Закончить фразу ему не удалось.
Резкий хрип, напоминающий взрыв, раздался в палате, и только через пару секунд они поняли, что источником этого хрипа, воя, звукового взрыва была Джин.
Задыхаясь и хрипя, она стала кататься по койке, хватая воздух судорожно раскрытым ртом. Все ее тело билось будто в эпилептическом припадке, а лицо синело на глазах. Врач бросился к Джин. В палате раздался резкий электрический звонок. Прибежали санитары и медсестры с каким-то аппаратом, похожим на дефибриллятор.
— Вам лучше выйти, — бросил врач через плечо.
Посетителей не нужно было просить дважды. Оглянувшись перед самой дверью, Вадим заметил, что дюжий санитар с трудом удерживает выгнутое дугой тело Джин, а медсестра ищет вену, чтобы сделать укол.
Телефон Артема яростно вибрировал — он едва не раскалился докрасна. Только в больничном коридоре, за дверью палаты, Артем обратил на него свое внимание. Разговор был коротким. Артем повернул к Вадиму побледневшее лицо.
— Час назад в парке неподалеку от Покровского переулка нашли мертвого ребенка. Девочку в платье в горошек. Ребенка повесили на ветке дерева. Есть у нее и косички… Если хочешь, можешь поехать со мной.
— Но я не могла нарисовать такое! — глаза Джин наполнились влагой, и слезы — крупные, горячие, ничем не сдерживаемые и очень обильные — щедро потекли по ее воспаленным щекам. — Я не рисовала это… Это ужасно… ужасно…
Баночка с недоеденным йогуртом критически накренилась на уголке тумбочки, и Вадим машинально поправил ее. Он сидел рядом с койкой на жестком больничном табурете, спрятав крепко сжатые кулаки между колен. Вадим опасался, что если он положит руки на колени, то пальцы начнут предательски дрожать…
Было около полудня следующего дня. Джин выглядела абсолютно здоровой и нормальной. Очнувшись утром от медикаментозного сна, она, как и предсказывал врач, не могла вспомнить, что с ней произошло.

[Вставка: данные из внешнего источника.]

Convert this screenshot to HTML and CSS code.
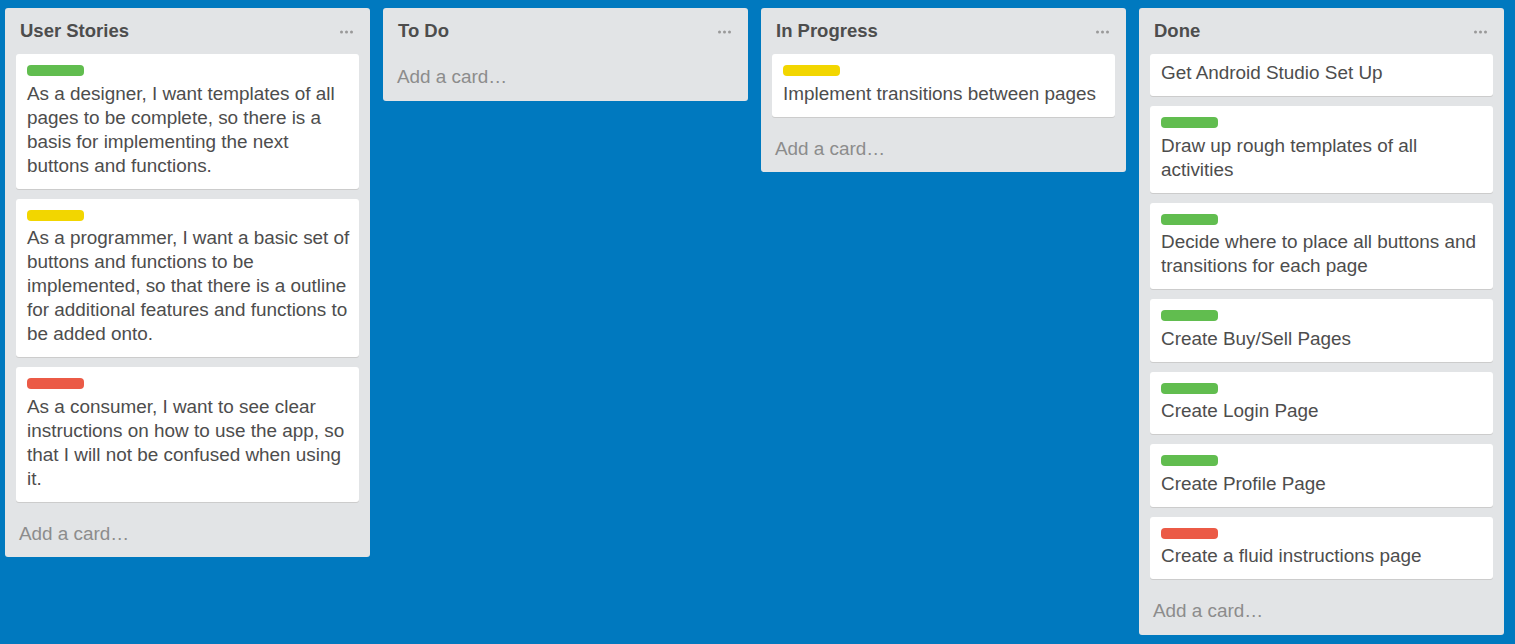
FILE: index.html
```html
<!DOCTYPE html>
<html>
<head>
<meta charset="utf-8">
<link rel="stylesheet" href="styles.css">
</head>
<body>
<div class="board">
  <div class="list">
    <div class="list-header">
      <h2 class="list-title">User Stories</h2>
      <svg class="dots" width="13" height="4" viewBox="0 0 13 4"><circle cx="1.5" cy="2" r="1.5"/><circle cx="6.5" cy="2" r="1.5"/><circle cx="11.5" cy="2" r="1.5"/></svg>
    </div>
    <div class="cards">
      <div class="card"><span class="label green"></span><div class="card-text">As a designer, I want templates of all pages to be complete, so there is a basis for implementing the next buttons and functions.</div></div>
      <div class="card"><span class="label yellow"></span><div class="card-text">As a programmer, I want a basic set of buttons and functions to be implemented, so that there is a outline for additional features and functions to be added onto.</div></div>
      <div class="card"><span class="label red"></span><div class="card-text">As a consumer, I want to see clear instructions on how to use the app, so that I will not be confused when using it.</div></div>
    </div>
    <div class="add-card">Add a card…</div>
  </div>

  <div class="list">
    <div class="list-header">
      <h2 class="list-title">To Do</h2>
      <svg class="dots" width="13" height="4" viewBox="0 0 13 4"><circle cx="1.5" cy="2" r="1.5"/><circle cx="6.5" cy="2" r="1.5"/><circle cx="11.5" cy="2" r="1.5"/></svg>
    </div>
    <div class="add-card">Add a card…</div>
  </div>

  <div class="list">
    <div class="list-header">
      <h2 class="list-title">In Progress</h2>
      <svg class="dots" width="13" height="4" viewBox="0 0 13 4"><circle cx="1.5" cy="2" r="1.5"/><circle cx="6.5" cy="2" r="1.5"/><circle cx="11.5" cy="2" r="1.5"/></svg>
    </div>
    <div class="cards">
      <div class="card"><span class="label yellow"></span><div class="card-text">Implement transitions between pages</div></div>
    </div>
    <div class="add-card">Add a card…</div>
  </div>

  <div class="list">
    <div class="list-header">
      <h2 class="list-title">Done</h2>
      <svg class="dots" width="13" height="4" viewBox="0 0 13 4"><circle cx="1.5" cy="2" r="1.5"/><circle cx="6.5" cy="2" r="1.5"/><circle cx="11.5" cy="2" r="1.5"/></svg>
    </div>
    <div class="cards">
      <div class="card"><div class="card-text">Get Android Studio Set Up</div></div>
      <div class="card"><span class="label green"></span><div class="card-text">Draw up rough templates of all activities</div></div>
      <div class="card"><span class="label green"></span><div class="card-text">Decide where to place all buttons and transitions for each page</div></div>
      <div class="card"><span class="label green"></span><div class="card-text">Create Buy/Sell Pages</div></div>
      <div class="card"><span class="label green"></span><div class="card-text">Create Login Page</div></div>
      <div class="card"><span class="label green"></span><div class="card-text">Create Profile Page</div></div>
      <div class="card"><span class="label red"></span><div class="card-text">Create a fluid instructions page</div></div>
    </div>
    <div class="add-card">Add a card…</div>
  </div>
</div>
</body>
</html>
```

FILE: styles.css
```css
* { box-sizing: border-box; }
html, body {
  margin: 0;
  padding: 0;
  height: 100%;
}
body {
  background: #0079bf;
  font-family: "Liberation Sans", Arial, Helvetica, sans-serif;
  color: #4d4d4d;
  overflow: hidden;
}
.board {
  display: flex;
  align-items: flex-start;
  gap: 13px;
  padding: 8px 5px;
}
.list {
  width: 365px;
  flex: 0 0 365px;
  background: #e2e4e6;
  border-radius: 3px;
  display: flex;
  flex-direction: column;
}
.list-header {
  height: 46px;
  display: flex;
  align-items: center;
  justify-content: space-between;
  padding: 0 17px 0 15px;
}
.list-title {
  margin: 0;
  font-size: 18.5px;
  font-weight: 700;
  line-height: 24px;
  color: #4d4d4d;
}
.dots {
  fill: #999;
  margin-top: 2px;
}
.cards {
  display: flex;
  flex-direction: column;
  gap: 10px;
  padding: 0 11px;
  margin-bottom: 9px;
}
.card {
  background: #fff;
  border-radius: 3px;
  box-shadow: 0 1px 0 #ccc;
  padding: 7px 8px 11px 11px;
}
.label {
  display: block;
  width: 57px;
  height: 11px;
  border-radius: 4px;
  margin: 4px 0 5.5px;
}
.green { background: #61bd4f; }
.yellow { background: #f2d600; }
.red { background: #eb5a46; }
.card-text {
  font-size: 18.9px;
  line-height: 24px;
  color: #4d4d4d;
}
.add-card {
  height: 46.5px;
  display: flex;
  align-items: center;
  padding: 0 14px;
  font-size: 18.9px;
  color: #8c8c8c;
}
```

Джин едва помнила и то, что случилось с ней в квартире. Единственное, что сохранила ее память, было вспоминание о жестоком нападении. Но Джин не могла знать, кто и зачем это сделал.
— Наверное, я дверь забыла закрыть, и наркоманы какие-нибудь вломились в квартиру, чтобы ограбить, — сказала она Вадиму. — Я частенько забываю запирать двери.
Рисунок с повешенной девочкой Вадим стащил тайком от врача — он просто сунул его в карман, когда у Джин начались удушье и судороги. И вот теперь на этот немного помятый рисунок с ужасом и отчаянием смотрела абсолютно нормальная Джин.
— Ты хочешь сказать, что я способна предвидеть будущее? — в глазах Джин застыл настоящий страх.
— Да, ты нарисовала будущее, — спокойно кивнул Вадим. — А как иначе это назвать? Ты умеешь предсказывать убийства. Возможно, в тебя вселилась какая-то сила. Я могу объяснить это только мистикой. Это, наверное, связано с твоей красной комнатой.
— Но это ужасно… ужасно… — горько расплакалась Джин.